A partir de esta premisa, Solana desarrolla una historia de profecías, levantamientos y revelaciones, con una sentido de la historia muy clásico, en cuanto a su estructura, ritmo y puntos de giro, que, sin embargo, sorprende en determinados momentos y se guarda algunas cartas que el autor muestra en los momentos justos. Todo está teñido de una evidente crítica social: como toda buena ciencia ficción, El subsuelo puede leerse en clave de comentario del presente, si bien nunca cae en el dogmatismo, ni mucho menos en el moralismo.

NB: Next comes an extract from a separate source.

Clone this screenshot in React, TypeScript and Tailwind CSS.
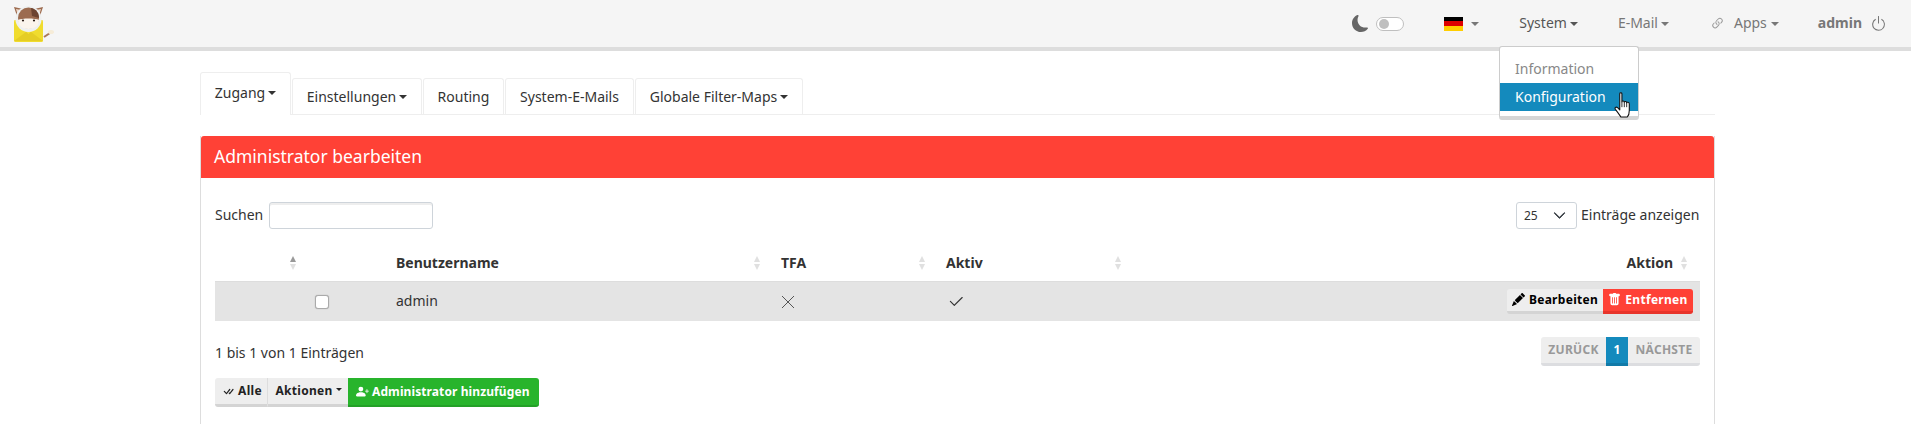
import { BsCheck2, BsCheckAll, BsChevronDown, BsLink45Deg, BsMoonFill, BsPencilFill, BsPersonPlusFill, BsPower, BsTrashFill } from "react-icons/bs";

function Caret({ className = "" }: { className?: string }) {
  return <span className={`inline-block w-0 h-0 border-x-[4px] border-x-transparent border-t-[4px] border-t-current ${className}`} />;
}

function SortIcon() {
  return (
    <span className="flex flex-col gap-[2px] items-center">
      <span className="w-0 h-0 border-x-[3px] border-x-transparent border-b-[6px] border-b-[#e0e0e0]" />
      <span className="w-0 h-0 border-x-[3px] border-x-transparent border-t-[6px] border-t-[#e0e0e0]" />
    </span>
  );
}

function Logo() {
  return (
    <svg width="40" height="38" viewBox="0 0 40 38" className="block">
      <path d="M30 31 L36 27" stroke="#a9785a" strokeWidth="2" />
      <ellipse cx="37" cy="26" rx="3" ry="2" fill="#f6ecd8" />
      <rect x="0" y="14" width="29" height="22" rx="1.5" fill="#f0dc2e" />
      <path d="M0 35 L14.5 24 L29 35 Z" fill="#e5cd25" />
      <path d="M0 14 L14.5 28 L29 14 Z" fill="#f5e33f" />
      <path d="M3 10 L0 1 L9 3 Z" fill="#9c6b4f" />
      <path d="M26 10 L29 1 L20 3 Z" fill="#9c6b4f" />
      <path d="M3.5 8 L2 3 L7 4 Z" fill="#f0d8c8" />
      <path d="M25.5 8 L27 3 L22 4 Z" fill="#f0d8c8" />
      <circle cx="14.5" cy="13" r="13" fill="#eef0f0" />
      <circle cx="14.5" cy="12" r="10.5" fill="#9c6b4f" />
      <path d="M17 2 C23 3 25 8 25 12 L18 10 Z" fill="#6d4431" />
      <path d="M4 14 C8 12 21 12 25 14 C25 20 20 23 14.5 23 C9 23 4 20 4 14 Z" fill="#fbf4ec" />
      <circle cx="9" cy="14.5" r="1.1" fill="#2a1c16" />
      <circle cx="20" cy="14.5" r="1.1" fill="#2a1c16" />
    </svg>
  );
}

function HandCursor() {
  return (
    <svg width="18" height="26" viewBox="0 0 16 24" className="block">
      <path d="M5 1.5 C5 .5 7 .5 7 1.5 V9 C7 8 9.2 8 9.2 9.5 C9.2 8.5 11.4 8.5 11.4 10 C11.4 9.2 13.8 9.2 13.8 11 V17 C13.8 20 12.5 22.5 12 23 H6 C5 21.5 3 18.5 1 16 C0 14.5 1.5 13.2 3 14.5 L5 16.5 Z" fill="#fff" stroke="#111" strokeWidth="1" strokeLinejoin="round" />
      <path d="M7 9 V14 M9.2 9.5 V14 M11.4 10 V14" stroke="#111" strokeWidth="0.8" />
    </svg>
  );
}

function Navbar() {
  return (
    <nav className="relative h-[51px] bg-[#f5f5f5] border-b-4 border-[#dddddd] flex items-center text-[14px] text-[#777777]">
      <div className="ml-[14px] mt-[2px] mr-auto"><Logo /></div>
      <BsMoonFill className="text-[17px] text-[#666666] mr-[7px]" />
      <span className="w-[28px] h-[14px] rounded-full border border-[#bfbfbf] bg-white flex items-center pl-[2px] mr-[40px]">
        <span className="w-[10px] h-[10px] rounded-full bg-[#bfbfbf]" />
      </span>
      <span className="w-[19px] h-[14px] flex flex-col mr-[8px]">
        <span className="flex-1 bg-black" />
        <span className="flex-1 bg-[#dd0000]" />
        <span className="flex-1 bg-[#ffce00]" />
      </span>
      <Caret className="mr-[40px]" />
      <span className="text-[#555555] mr-[3px] mb-[2px]">System</span>
      <Caret className="text-[#555555] mr-[40px]" />
      <span className="mr-[3px] mb-[2px]">E-Mail</span>
      <Caret className="mr-[41px]" />
      <BsLink45Deg className="text-[15px] text-[#999999] mr-[9px]" />
      <span className="mr-[4px] mb-[2px]">Apps</span>
      <Caret className="mr-[39px]" />
      <span className="font-bold mr-[8px] mb-[2px]">admin</span>
      <BsPower className="text-[17px] mr-[24px]" />
      <div className="absolute left-[1499px] top-[46px] w-[140px] h-[74px] bg-white border border-[#cccccc] border-b-4 border-b-[#d5d5d5] rounded-[3px] pt-[8px] z-10">
        <div className="h-[28px] leading-[27px] pl-[15px] text-[#888888]">Information</div>
        <div className="h-[28px] leading-[28px] pl-[15px] bg-[#148abd] text-white">Konfiguration</div>
      </div>
      <div className="absolute left-[1614px] top-[92px] z-20"><HandCursor /></div>
    </nav>
  );
}

function Tabs() {
  const tab = "h-[36px] border border-b-0 border-[#eeeeee] rounded-t-[3px] flex items-center justify-center gap-[3px]";
  return (
    <div className="flex items-end h-[43px] border-b border-[#eeeeee] text-[14px] text-[#333333]">
      <div className="w-[91px] h-[43px] border border-b-0 border-[#eeeeee] rounded-t-[3px] bg-white flex justify-center gap-[3px] pt-[10px] -mb-px">
        <span className="leading-[19px]">Zugang</span>
        <Caret className="mt-[8px]" />
      </div>
      <div className={`${tab} w-[130px] ml-[1px]`}>Einstellungen<Caret /></div>
      <div className={`${tab} w-[81px] ml-[1px]`}>Routing</div>
      <div className={`${tab} w-[129px] ml-[1px]`}>System-E-Mails</div>
      <div className={`${tab} w-[168px] ml-[1px]`}>Globale Filter-Maps<Caret /></div>
    </div>
  );
}

function AdminTable() {
  return (
    <table className="w-[1485px] table-fixed border-collapse text-[14px] text-[#333333] mt-[18px]">
      <colgroup>
        <col className="w-[86px]" />
        <col className="w-[84px]" />
        <col className="w-[385px]" />
        <col className="w-[165px]" />
        <col className="w-[195px]" />
        <col className="w-[570px]" />
      </colgroup>
      <thead>
        <tr className="h-[34px] font-bold">
          <th className="pr-[5px] pb-[2px]"><div className="flex justify-end"><span className="flex flex-col gap-[2px] items-center"><span className="w-0 h-0 border-x-[3px] border-x-transparent border-b-[6px] border-b-[#999999]" /><span className="w-0 h-0 border-x-[3px] border-x-transparent border-t-[6px] border-t-[#e0e0e0]" /></span></div></th>
          <th />
          <th className="pl-[11px] pr-[10px] pb-[2px]"><div className="flex justify-between items-center">Benutzername<SortIcon /></div></th>
          <th className="pl-[11px] pr-[10px] pb-[2px]"><div className="flex justify-between items-center">TFA<SortIcon /></div></th>
          <th className="pl-[11px] pr-[9px] pb-[2px]"><div className="flex justify-between items-center">Aktiv<SortIcon /></div></th>
          <th className="pr-[13px] pb-[2px]"><div className="flex justify-end items-center gap-[8px]">Aktion<SortIcon /></div></th>
        </tr>
      </thead>
      <tbody>
        <tr className="h-[40px] bg-[#e4e4e4] border-t border-[#dddddd]">
          <td />
          <td className="pl-[14px]"><div className="w-[14px] h-[14px] mt-[2px] bg-white border border-[#aaaaaa] rounded-[3px] shadow-[0_0_1px_#999999]" /></td>
          <td className="pl-[11px] pb-[2px]">admin</td>
          <td className="pl-[11px]">
            <svg width="14" height="14" viewBox="0 0 14 14" className="block mt-[1px]"><path d="M1 1 L13 13 M13 1 L1 13" stroke="#555555" strokeWidth="1" fill="none" /></svg>
          </td>
          <td className="pl-[12px]"><BsCheck2 className="text-[18px] mt-[1px] text-[#333333]" /></td>
          <td className="pr-[7px]">
            <div className="flex justify-end text-[12px] font-bold tracking-[0.3px]">
              <span className="w-[96px] h-[25px] bg-[#eeeeee] border-b-[3px] border-[#d4d4d4] rounded-l-[3px] flex items-center justify-center gap-[4px] text-black"><BsPencilFill className="text-[13px]" />Bearbeiten</span>
              <span className="w-[90px] h-[25px] bg-[#ff4136] border-b-[3px] border-[#e8352b] rounded-r-[3px] flex items-center justify-center gap-[4px] text-white"><BsTrashFill className="text-[13px]" />Entfernen</span>
            </div>
          </td>
        </tr>
      </tbody>
    </table>
  );
}

export default function App() {
  return (
    <div className="h-[424px] overflow-hidden bg-white font-['Noto_Sans',sans-serif]">
      <Navbar />
      <main className="w-[1515px] ml-[200px] pt-[21px]">
        <Tabs />
        <section className="mt-[21px] h-[400px] border-x border-[#dddddd]">
          <h2 className="h-[42px] bg-[#ff4136] text-white text-[17.5px] font-normal leading-[41px] pl-[13px] rounded-t-[3px]">Administrator bearbeiten</h2>
          <div className="px-[14px] pt-[24px]">
            <div className="flex items-center h-[27px] text-[14px] text-[#333333]">
              <span className="mr-[6px] mb-[2px]">Suchen</span>
              <div className="w-[164px] h-[27px] bg-white border border-[#ced4da] rounded-[3px] shadow-[inset_0_2px_0_#eeeeee]" />
              <div className="ml-auto w-[61px] h-[27px] border border-[#ced4da] rounded-[3px] flex items-center justify-between pl-[7px] pr-[10px] text-[12px]">
                25
                <BsChevronDown className="text-[13px] text-[#343a40] stroke-[1px]" />
              </div>
              <span className="ml-[4px] w-[119px] mb-[2px]">Einträge anzeigen</span>
            </div>
            <AdminTable />
            <div className="flex items-center justify-between mt-[16px] h-[29px]">
              <span className="text-[14px] text-[#333333] mt-[1px]">1 bis 1 von 1 Einträgen</span>
              <div className="flex h-[29px] text-[12px] font-bold tracking-[0.3px] text-[#999999]">
                <span className="w-[65px] bg-[#eeeeee] border-b-[3px] border-[#dcdde0] rounded-l-[3px] flex items-center justify-center">ZURÜCK</span>
                <span className="w-[22px] bg-[#148abd] border-b-[3px] border-[#117aa8] text-white flex items-center justify-center">1</span>
                <span className="w-[72px] bg-[#eeeeee] border-b-[3px] border-[#dcdde0] rounded-r-[3px] flex items-center justify-center">NÄCHSTE</span>
              </div>
            </div>
            <div className="flex h-[29px] mt-[12px] text-[12px] font-bold tracking-[0.3px]">
              <span className="w-[53px] bg-[#eeeeee] border-b-[3px] border-[#d4d4d4] border-r border-r-[#dddddd] rounded-l-[3px] flex items-center justify-center gap-[3px] pl-[2px] text-[#222222]"><BsCheckAll className="text-[13px]" />Alle</span>
              <span className="w-[80px] bg-[#eeeeee] border-b-[3px] border-[#d4d4d4] flex items-center justify-center gap-[3px] pl-[1px] text-[#222222]">Aktionen<Caret className="!border-x-[3px] !border-t-[3px] mb-[3px]" /></span>
              <span className="w-[191px] bg-[#28b42c] border-b-[2px] border-[#23a027] rounded-r-[3px] flex items-center gap-[3px] pl-[8px] text-white tracking-[0.1px]"><BsPersonPlusFill className="text-[13px]" />Administrator hinzufügen</span>
            </div>
          </div>
        </section>
      </main>
    </div>
  );
}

Dulze tiene ese punto conciliador y humanista de los personajes principales de los filmes de Hayao Miyazaki, aunque, lógicamente, todo sea mucho más punk que en estos. Resulta interesante que, como heroína, esté totalmente perdida, y solo un impulso no muy rotundo la guíe. Ella, como su amigo Niebla, quiere creer desesperadamente que hay algo más allá de lo que conoce. Y lo hay, aunque no sea lo que ella espera. Porque arriba, fuera de las cavernas, finalmente solo habita la muerte: el sol es viejo y mató todo lo que moraba la superficie terrestre. Lo más interesante y subversivo, si quiere verse así, es el hecho de que dios es, básicamente, un disco duro, un conjunto de bytes que almacena el conocimiento humano, liberado al final de la historia. Saber nos hace libres, pero el libre albedrío implica la incertidumbre con la que acaba El subsuelo. A partir de ese momento, quien escoja ser un fanático irracional será porque quiere. Si lo que sigue a las últimas páginas de este libro, por tanto, es un renacimiento o la caída definitiva, nunca lo sabremos, y en esa indeterminación se encuentra la prueba de la madurez y valentía de Víctor Solana como autor.